Como la semilla que se deja
arrullar por el viento y cae lejos del capullo, así las imágenes se agolpan en
las entretelas de la memoria.
Como el vaho que se levanta en
una mañana de rocío, tras la neblina, no sé si son recuerdos o figuras
desdibujadas de un sueño difuso.
Un niño juega con caracolas en
una playa solitaria y cuando quiere incorporarse no lo logra; se ve durmiendo
en una cama de yeso, boca arriba, como en un sarcófago, en las migajas de un
tiempo pretérito. Tras incontables caídas, su cuerpo, estimulado con trapos y
vapores calientes y las ganas de caminar, revive hasta conmover los escépticos
miembros tiesos y su columna indiferente. Camina por senderos confusos;
perplejo, ya hombre, entierra sus botas en terrenos fangosos de hastío y vergüenza.

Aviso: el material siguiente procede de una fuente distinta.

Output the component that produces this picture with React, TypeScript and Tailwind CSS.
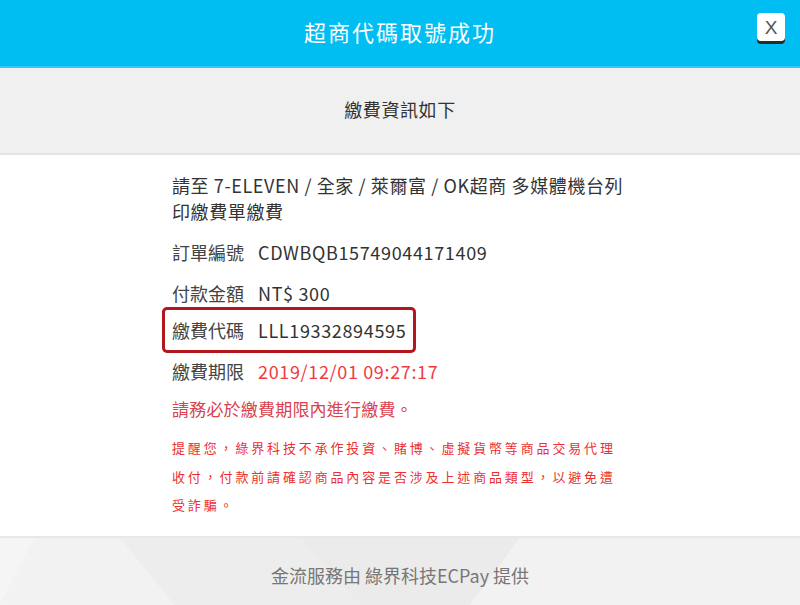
import React from "react";

const font = { fontFamily: '"Noto Sans CJK TC", "Noto Sans", sans-serif' };

function Row({ label, children }: { label: string; children: React.ReactNode }) {
  return (
    <div className="flex items-center">
      <span className="w-[86px] shrink-0 text-[#444]">{label}</span>
      <span className="whitespace-nowrap tracking-[0.65px]">{children}</span>
    </div>
  );
}

export default function App() {
  return (
    <div className="w-[800px] h-[605px] flex flex-col bg-white overflow-hidden" style={font}>
      {/* Header */}
      <div className="relative h-[68px] shrink-0 bg-[#00bef2] border-b-2 border-[#2ccaf5] flex items-center justify-center">
        <h1 className="text-white text-[22px] tracking-[2px] leading-none pb-[4px]">超商代碼取號成功</h1>
        <button className="absolute right-[15px] top-[13px] w-[28px] h-[28px] bg-white rounded-[4px] shadow-[0_3px_0_#2a2a2a] flex items-center justify-center text-[#555] text-[19px] leading-none" style={{ fontFamily: '"Liberation Sans", sans-serif' }}>
          X
        </button>
      </div>

      {/* Sub header */}
      <div className="h-[87px] shrink-0 bg-[#f0f0f0] border-b-2 border-[#e4e4e4] flex items-center justify-center">
        <span className="text-[18px] text-[#333] tracking-[0.6px] pb-[2px]">繳費資訊如下</span>
      </div>

      {/* Body */}
      <div className="flex-1 border-b-2 border-[#e8e8e8]">
        <div className="w-[456px] mx-auto pt-[17px] text-[18px] text-[#333]">
          <p className="leading-[26px]">
            <span className="whitespace-nowrap tracking-[0.6px]">請至 7-ELEVEN / 全家 / 萊爾富 / OK超商 多媒體機台列</span>
            <br />
            <span className="tracking-[0.6px]">印繳費單繳費</span>
          </p>
          <div className="h-[56px] flex items-center">
            <Row label="訂單編號">CDWBQB15749044171409</Row>
          </div>
          <div className="h-[26px] flex items-center">
            <Row label="付款金額">NT$ 300</Row>
          </div>
          <div className="h-[1px]" />
          <div className="-ml-[10px] w-[254px] h-[46px] border-[3px] border-[#b3161c] rounded-[5px] pl-[7px] flex items-center">
            <Row label="繳費代碼">LLL19332894595</Row>
          </div>
          <div className="h-[36px] flex items-center">
            <Row label="繳費期限">
              <span className="text-[#f23a3f]">2019/12/01 09:27:17</span>
            </Row>
          </div>
          <div className="h-[40px] flex items-center text-[17px] text-[#d8434e] tracking-[0.2px]">
            請務必於繳費期限內進行繳費。
          </div>
          <p className="mt-[5px] text-[13px] leading-[28.5px] tracking-[2.85px] text-[#ec2f2f] whitespace-nowrap">
            提醒您，綠界科技不承作投資、賭博、虛擬貨幣等商品交易代理
            <br />
            收付，付款前請確認商品內容是否涉及上述商品類型，以避免遭
            <br />
            受詐騙。
          </p>
        </div>
      </div>

      {/* Footer */}
      <div className="relative h-[67px] shrink-0 bg-[#f0f0f0] flex items-center justify-center overflow-hidden">
        <svg className="absolute inset-0" width="800" height="67" viewBox="0 0 800 67">
          <polygon points="0,0 35,0 0,67" fill="#f5f5f5" />
          <polygon points="35,0 120,0 175,67 0,67" fill="#f2f2f2" />
          <polygon points="120,0 300,0 360,67 175,67" fill="#ededed" />
          <polygon points="300,0 520,0 470,67 360,67" fill="#ebebeb" />
          <polygon points="520,0 800,0 800,67 470,67" fill="#f2f2f2" />
        </svg>
        <span className="relative text-[18px] text-[#777] pt-[8px]">金流服務由 綠界科技ECPay 提供</span>
      </div>
    </div>
  );
}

“Moriré con las botas puestas”, dice.
Una nena trepada a un paraíso
enhebra pistilos violetas de las flores perfumadas. De sus manos mágicas salen
aros, pulseras y collares, para enamorar a los chicos que juegan a la pelota en
el potrero de enfrente. Mona, le decían, siempre desde un árbol, ve pasar el
mundo de gentes, coches, bicicletas, caballos, mientras despega la cáscara seca
del plátano y en invierno, arroja las bolitas amarillas sobre las mantillas
negras de las beatas, rumbo a la iglesia. Llaman las campanas a la misa de
domingo y las semillas caen en el confesionario, donde los secretos esconden
todo lo indigno y lo profano.
Rostros anónimos se dejan llevar
por las calles atiborradas de carteles luminosos, de maniquíes y humanoides. El
gentío va con bluetoth y sordos auriculares. El humo negro y el alquitrán se
entremezcla con aromas seductores que quieren dar la apariencia de seres con
alma. Terminan colgándose al tren que ya parte. Otros se internan en las
pasarelas subterráneas, donde todo es humedad. Un blues del desamor llora su
interminable canción. La gran boca expulsa a la multitud de zombies
narcotizados, con espujitajos y estornudos. Después bosteza y se traga los últimos
retazos de libertad.
En la orilla de un lago sereno le
llega una flor de la montaña que ya adorna su cabellera enrulada.
Las velas se hinchan y lo llevan
por un mar atormentado, que finalmente lo dejará sobre arenas blancas de
soledad y calma.
Junto a la cama solitaria, él
encuentra las botas embarradas. Ella, en otra cama lejana, ve la flor de
amancay que supo adornar su pelo con auténtico primor.